Oct 13th Venzia IT Padiglione9 Forte Marghera

 

Field Music evolves Collins’ slow drone compositions through guitar and electronics, grounding itself upon sustained tones that churn through controlled oscillations activating a trance-state in the listener. Out of this, Collins introduces hypnotic machine-looped convulsions and almost EVP-like disembodied voices on “Contact Is A Mother” as well as polyrhythms that ripple across the title track. He pushes a motorik thump to the foreground of “They Wept Together” to the glowing dilation of foreboding ambience, running parallel to the restrictive strategies of Wolfgang Voigt.
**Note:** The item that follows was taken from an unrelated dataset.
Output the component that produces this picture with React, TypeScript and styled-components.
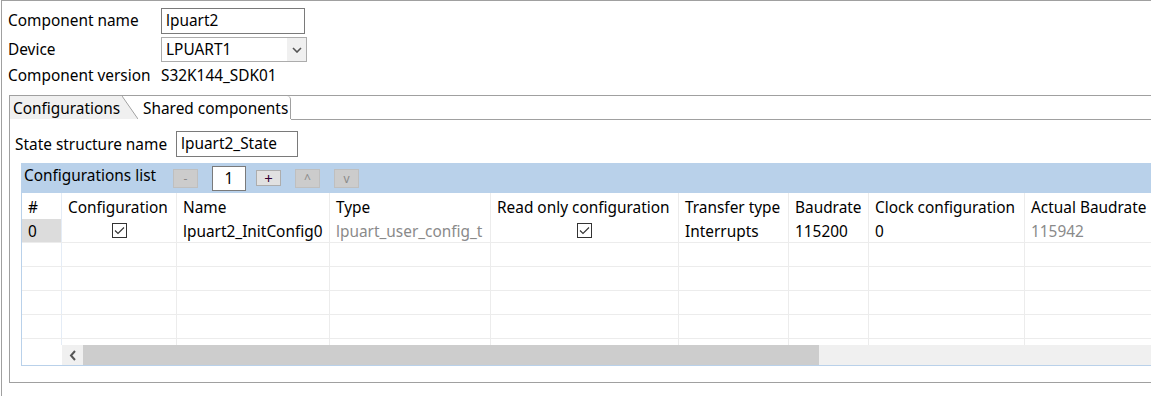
import { createGlobalStyle, styled } from 'styled-components';

const GlobalStyle = createGlobalStyle`
  html, body {
    margin: 0;
    padding: 0;
    background: #ffffff;
    overflow: hidden;
  }

  body {
    font-family: 'Noto Sans', 'Open Sans', sans-serif;
    font-size: 15.4px;
    color: #000;
  }
`;

const Page = styled.div`
  width: 1151px;
  height: 396px;
  box-sizing: border-box;
  border-top: 1px solid #a0a0a0;
  border-left: 1px solid #a0a0a0;
  margin-left: 1px;
  overflow: hidden;
`;

const Form = styled.div`
  display: grid;
  grid-template-columns: 153px 1fr;
  grid-template-rows: 26px 25px 20px;
  row-gap: 3px;
  padding: 7px 0 0 6px;
  align-items: center;
`;

const Label = styled.span`
  line-height: 22px;
`;

const TextField = styled.div<{ $width: number }>`
  box-sizing: border-box;
  width: ${(p) => p.$width}px;
  height: 26px;
  border: 1px solid #7a7a7a;
  background: #fff;
  padding: 0 4px;
  line-height: 24px;
`;

const Select = styled.div`
  box-sizing: border-box;
  display: flex;
  width: 146px;
  height: 25px;
  border: 1px solid #acacac;
  background: #fff;
  line-height: 23px;
`;

const SelectValue = styled.span`
  flex: 1;
  padding-left: 4px;
`;

const SelectButton = styled.span`
  width: 19px;
  background: #f0f0f0;
  display: flex;
  align-items: center;
  justify-content: center;
`;

const Version = styled.span`
  line-height: 20px;
  padding-top: 2px;
`;

const Folder = styled.div`
  margin: 10px 0 0 7px;
  width: 1160px;
  height: 288px;
  box-sizing: border-box;
  border: 1px solid #a0a0a0;
  border-right: none;
`;

const TabBar = styled.div`
  display: flex;
  height: 24px;
`;

const Tab = styled.div<{ $active?: boolean }>`
  position: relative;
  box-sizing: border-box;
  height: 23px;
  line-height: 22px;
  padding-top: 2px;
  white-space: nowrap;
  padding-left: ${(p) => (p.$active ? '3px' : '21px')};
  padding-right: ${(p) => (p.$active ? '0' : '2px')};
  width: ${(p) => (p.$active ? '112px' : 'auto')};
  background: ${(p) => (p.$active ? '#f0f0f0' : '#fff')};
  ${(p) =>
    !p.$active &&
    `
    border-right: 1px solid #a0a0a0;
    border-top-right-radius: 4px;
  `}

  ${(p) =>
    p.$active &&
    `
    &::after {
      content: '';
      position: absolute;
      top: 0;
      right: -16px;
      width: 16px;
      height: 23px;
      z-index: 1;
      background: linear-gradient(
        to top right,
        #f0f0f0 calc(50% - 0.8px),
        #a0a0a0 50%,
        transparent calc(50% + 0.8px)
      );
    }
  `}
`;

const TabFill = styled.div`
  flex: 1;
  border-bottom: 1px solid #a0a0a0;
  box-sizing: border-box;
  height: 24px;
`;

const TabBody = styled.div`
  padding: 11px 0 0 5px;
`;

const StateRow = styled.div`
  display: flex;
  align-items: center;
`;

const StateLabel = styled.span`
  width: 161px;
`;

const ListPanel = styled.div`
  margin: 6px 0 0 6px;
  border-left: 1px solid #b9d1ea;
  border-bottom: 1px solid #b9d1ea;
`;

const ListHeader = styled.div`
  display: flex;
  align-items: center;
  height: 30px;
  background: #b9d1ea;
  padding-left: 2px;
`;

const ListTitle = styled.span`
  width: 149px;
  margin-top: -5px;
  white-space: nowrap;
`;

const Spin = styled.div<{ $enabled?: boolean }>`
  box-sizing: border-box;
  width: 25px;
  height: ${(p) => (p.$enabled ? '16px' : '19px')};
  margin-right: 14px;
  border: 1px solid ${(p) => (p.$enabled ? '#adadad' : '#bfbfbf')};
  background: ${(p) => (p.$enabled ? '#e1e1e1' : '#cccccc')};
  color: ${(p) => (p.$enabled ? '#330033' : '#8a8a8a')};
  font-size: ${(p) => (p.$enabled ? '15px' : '12px')};
  line-height: ${(p) => (p.$enabled ? '14px' : '17px')};
  text-align: center;
`;

const Counter = styled.div`
  box-sizing: border-box;
  width: 34px;
  height: 25px;
  margin-right: 10px;
  border: 1px solid #7a7a7a;
  background: #fff;
  text-align: center;
  line-height: 23px;
`;

const Grid = styled.div`
  height: 152px;
  overflow: hidden;
`;

const Row = styled.div<{ $head?: boolean }>`
  display: grid;
  grid-template-columns: 40px 115px 153px 161px 188px 110px 80px 156px 160px;
  height: ${(p) => (p.$head ? '26px' : '24px')};
  box-sizing: border-box;
  border-bottom: ${(p) => (p.$head ? 'none' : '1px solid #ececec')};
`;

const Cell = styled.div<{ $muted?: boolean; $center?: boolean; $index?: boolean; $head?: boolean }>`
  box-sizing: border-box;
  border-right: 1px solid ${(p) => (p.$index ? '#e4ecf6' : '#ececec')};
  padding: ${(p) => (p.$head ? '3px 0 0 6px' : '2px 0 0 6px')};
  line-height: ${(p) => (p.$head ? '23px' : '21px')};
  white-space: nowrap;
  overflow: hidden;
  color: ${(p) => (p.$muted ? '#8a8a8a' : '#000')};
  display: ${(p) => (p.$center ? 'flex' : 'block')};
  align-items: center;
  justify-content: center;
  ${(p) => p.$center && 'padding: 0;'}
`;

const IndexCell = styled(Cell)<{ $selected?: boolean }>`
  background: ${(p) => (p.$selected ? '#dcdcdc' : 'transparent')};
`;

const Check = styled.span`
  box-sizing: border-box;
  width: 15px;
  height: 15px;
  border: 1px solid #333;
  background: #fff;
  display: flex;
  align-items: center;
  justify-content: center;
`;

const ScrollBar = styled.div`
  display: flex;
  height: 20px;
  margin-left: 40px;
  background: #f0f0f0;
`;

const ScrollArrow = styled.div`
  width: 21px;
  display: flex;
  align-items: center;
  justify-content: center;
`;

const Thumb = styled.div`
  width: 736px;
  background: #cdcdcd;
`;

const columns = [
  '#',
  'Configuration',
  'Name',
  'Type',
  'Read only configuration',
  'Transfer type',
  'Baudrate',
  'Clock configuration',
  'Actual Baudrate',
];

const CheckMark = () => (
  <Check>
    <svg width="11" height="9" viewBox="0 0 11 9">
      <path d="M1 4.5 L4 7.5 L10 1.5" fill="none" stroke="#333" strokeWidth="1.1" />
    </svg>
  </Check>
);

const EmptyRow = () => (
  <Row>
    {columns.map((c, i) => (
      <Cell key={c} $index={i === 0} />
    ))}
  </Row>
);

export default function App() {
  return (
    <Page>
      <GlobalStyle />
      <Form>
        <Label>Component name</Label>
        <TextField $width={144}>lpuart2</TextField>
        <Label>Device</Label>
        <Select>
          <SelectValue>LPUART1</SelectValue>
          <SelectButton>
            <svg width="10" height="6" viewBox="0 0 10 6">
              <path d="M1 1 L5 5 L9 1" fill="none" stroke="#555" strokeWidth="1.6" />
            </svg>
          </SelectButton>
        </Select>
        <Version>Component version</Version>
        <Version>S32K144_SDK01</Version>
      </Form>

      <Folder>
        <TabBar>
          <Tab $active>Configurations</Tab>
          <Tab>Shared components</Tab>
          <TabFill />
        </TabBar>
        <TabBody>
          <StateRow>
            <StateLabel>State structure name</StateLabel>
            <TextField $width={122}>lpuart2_State</TextField>
          </StateRow>

          <ListPanel>
            <ListHeader>
              <ListTitle>Configurations list</ListTitle>
              <Spin>-</Spin>
              <Counter>1</Counter>
              <Spin $enabled>+</Spin>
              <Spin>^</Spin>
              <Spin>v</Spin>
            </ListHeader>

            <Grid>
              <Row $head>
                {columns.map((c, i) => (
                  <Cell key={c} $head $index={i === 0}>
                    {c}
                  </Cell>
                ))}
              </Row>
              <Row>
                <IndexCell $index $selected>
                  0
                </IndexCell>
                <Cell $center>
                  <CheckMark />
                </Cell>
                <Cell>lpuart2_InitConfig0</Cell>
                <Cell $muted>lpuart_user_config_t</Cell>
                <Cell $center>
                  <CheckMark />
                </Cell>
                <Cell>Interrupts</Cell>
                <Cell>115200</Cell>
                <Cell>0</Cell>
                <Cell $muted>115942</Cell>
              </Row>
              <EmptyRow />
              <EmptyRow />
              <EmptyRow />
              <EmptyRow />
              <EmptyRow />
            </Grid>

            <ScrollBar>
              <ScrollArrow>
                <svg width="8" height="11" viewBox="0 0 8 11">
                  <path d="M6 1 L2 5.5 L6 10" fill="none" stroke="#555" strokeWidth="2" />
                </svg>
              </ScrollArrow>
              <Thumb />
            </ScrollBar>
          </ListPanel>
        </TabBody>
      </Folder>
    </Page>
  );
}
The subtle complexities of Field Music address the primal nature of rhythm in connection with the body and the building blocks of energy, matter, and consciousness.

The idea of ‘field music’ can relate to the archaic use of military drum corps in battle, whose patter Collins has intermingled with the polyrhythms associated with Voodoo ritual. To Collins the ‘field’ can also be defined as the physical self (as gleaned from his secular readings of the Bhagavad Gita). The ‘field’ as the fabric of time and space also becomes a possibility when Collins literally wraps this album in the history of the atomic bomb, as the cover photo (see below) portrays the humble ranch where the first nuclear weapon was assembled. (adapted text originally provided by Jim Haynes)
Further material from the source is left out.